In your copy, leave out the pictures; write out all the data exactly.

····················

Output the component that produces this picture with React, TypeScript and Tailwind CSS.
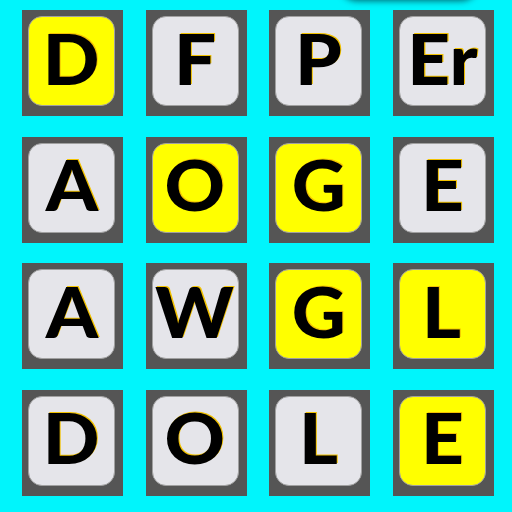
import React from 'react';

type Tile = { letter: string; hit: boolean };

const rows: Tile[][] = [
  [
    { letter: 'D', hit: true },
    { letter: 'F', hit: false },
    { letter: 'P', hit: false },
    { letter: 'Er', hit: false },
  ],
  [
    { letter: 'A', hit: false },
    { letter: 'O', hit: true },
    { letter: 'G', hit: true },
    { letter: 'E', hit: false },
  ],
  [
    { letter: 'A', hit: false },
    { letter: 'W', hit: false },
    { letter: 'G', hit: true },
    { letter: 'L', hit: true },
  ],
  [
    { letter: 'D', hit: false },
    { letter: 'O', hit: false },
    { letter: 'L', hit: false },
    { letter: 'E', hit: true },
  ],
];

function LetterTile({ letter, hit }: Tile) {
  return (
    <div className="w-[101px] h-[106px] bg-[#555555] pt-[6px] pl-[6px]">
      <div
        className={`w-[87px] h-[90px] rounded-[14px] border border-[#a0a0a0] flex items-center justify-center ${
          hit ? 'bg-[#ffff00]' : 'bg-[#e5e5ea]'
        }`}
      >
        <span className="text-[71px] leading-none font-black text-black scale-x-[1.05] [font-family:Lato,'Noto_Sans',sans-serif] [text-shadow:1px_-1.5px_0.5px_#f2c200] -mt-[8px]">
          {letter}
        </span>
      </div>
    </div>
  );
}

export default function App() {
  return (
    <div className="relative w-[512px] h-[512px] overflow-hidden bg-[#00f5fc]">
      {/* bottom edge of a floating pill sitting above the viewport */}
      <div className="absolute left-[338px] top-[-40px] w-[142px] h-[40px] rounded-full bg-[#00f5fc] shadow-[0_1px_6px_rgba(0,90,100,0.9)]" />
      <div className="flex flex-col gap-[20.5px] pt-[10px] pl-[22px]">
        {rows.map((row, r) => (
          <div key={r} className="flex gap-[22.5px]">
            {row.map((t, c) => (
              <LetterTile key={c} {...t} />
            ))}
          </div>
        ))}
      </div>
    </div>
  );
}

····················

## [Response to the exercise]
Output the component that produces this picture with React, TypeScript and Tailwind CSS.
import React from 'react';

type Tile = { letter: string; hit: boolean };

const rows: Tile[][] = [
  [
    { letter: 'D', hit: true },
    { letter: 'F', hit: false },
    { letter: 'P', hit: false },
    { letter: 'Er', hit: false },
  ],
  [
    { letter: 'A', hit: false },
    { letter: 'O', hit: true },
    { letter: 'G', hit: true },
    { letter: 'E', hit: false },
  ],
  [
    { letter: 'A', hit: false },
    { letter: 'W', hit: false },
    { letter: 'G', hit: true },
    { letter: 'L', hit: true },
  ],
  [
    { letter: 'D', hit: false },
    { letter: 'O', hit: false },
    { letter: 'L', hit: false },
    { letter: 'E', hit: true },
  ],
];

function LetterTile({ letter, hit }: Tile) {
  return (
    <div className="w-[101px] h-[106px] bg-[#555555] pt-[6px] pl-[6px]">
      <div
        className={`w-[87px] h-[90px] rounded-[14px] border border-[#a0a0a0] flex items-center justify-center ${
          hit ? 'bg-[#ffff00]' : 'bg-[#e5e5ea]'
        }`}
      >
        <span className="text-[71px] leading-none font-black text-black scale-x-[1.05] [font-family:Lato,'Noto_Sans',sans-serif] [text-shadow:1px_-1.5px_0.5px_#f2c200] -mt-[8px]">
          {letter}
        </span>
      </div>
    </div>
  );
}

export default function App() {
  return (
    <div className="relative w-[512px] h-[512px] overflow-hidden bg-[#00f5fc]">
      {/* bottom edge of a floating pill sitting above the viewport */}
      <div className="absolute left-[338px] top-[-40px] w-[142px] h-[40px] rounded-full bg-[#00f5fc] shadow-[0_1px_6px_rgba(0,90,100,0.9)]" />
      <div className="flex flex-col gap-[20.5px] pt-[10px] pl-[22px]">
        {rows.map((row, r) => (
          <div key={r} className="flex gap-[22.5px]">
            {row.map((t, c) => (
              <LetterTile key={c} {...t} />
            ))}
          </div>
        ))}
      </div>
    </div>
  );
}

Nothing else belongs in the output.